What does this have to do with quality? Well, those problems seen as indirect inputs into the process of building a system are a natural byproduct of the constructive process. Bugs, I am saying, are impossible to avoid. Bigger bugs, are presumable harder to find, and more work to fix.
If an underlying step up in abstraction, almost by definition, causes smaller problems, then it is also indirectly taking the system closer to a higher quality. Although not entirely linear, 4 huge pointer bugs are a far harder and more time-consuming problem than 30 little typos. If your language doesn't allow pointer bugs, and hasn't nicely replaced them with some other equivalent bug like threading problems, then that step upwards comes with a noticable step up in quality.
ABSTRACTIONS AND THINGS
Although its obvious that a higher-level abstraction will increase the quality, it is not always obvious that a 'different' abstraction is a higher one. Java programs and C programs share an instability, although their underlying causes are very different.
But the paradigm itself, as an aspect of the programming language may also play a big effect.
We deal with most things in our real world in a 4 dimension sense, and as I've often said it effects the way we structure things and our language itself.
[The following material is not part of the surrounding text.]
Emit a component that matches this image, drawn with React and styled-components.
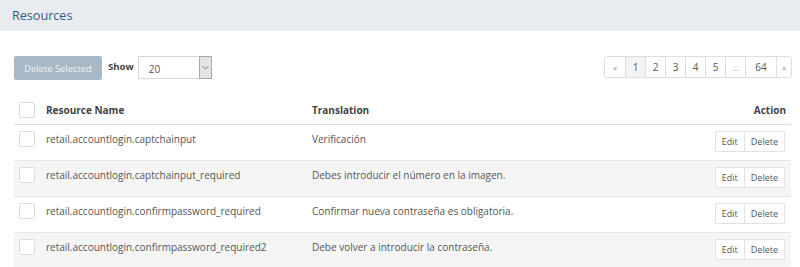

The object-orient paradigm is a way to model the world around us as a series of atomic 'objects' each made up of some code and some data. This particular model mixes the limited expressibility of static data, with the more broad expressibility of running code in order to provide an atomic element that is flexible enough to span our common 4 dimensional functional space.
In a sense, it breaks down every element in our world, in a model of a 'thing' (data) in 'time' (code).
That model, it turns out, can be applied to all things in our world, but most people applying it think that the code attributes should be utilized properly. That's nice, but much of what we seek to represent in a computer is happily static data, of the very boring 3D kind.
An inventory system for a restaurant for example, need only keep track of what's in and what's out for the current time period. I.e. the 4th dimension is not used or particularly desired for the system to run. Modeling an inventory system with no time constraints in an object-oriented framework forces the designers to have to translate pretty simple data, into dangerously, state-driven objects. A complex translation that we know how to do, yet one that is done incorrectly, often.
The generalness of the object-oriented model imposes an order of complexity on any problems where that specific model is not necessary. That, it turns out, is a lot more places than most people realize. History -- time in particular -- is not often applied to modern computer systems, and rarely applied well or consistently. Which means, that for the bread and butter of modern systems we are going to a huge amount of extra work, trying to force our real-world view into a paradigm that makes it way harder to express.
It fails often, as one would expect it too.
LANGUAGES
Ultimately, we'd like a collection of technologies that makes it easy to express the various different problems we encounter frequently with software development. We want the underlying solutions to be generalized, but we want to tailor specifically what sits on the top to be very domain intensive.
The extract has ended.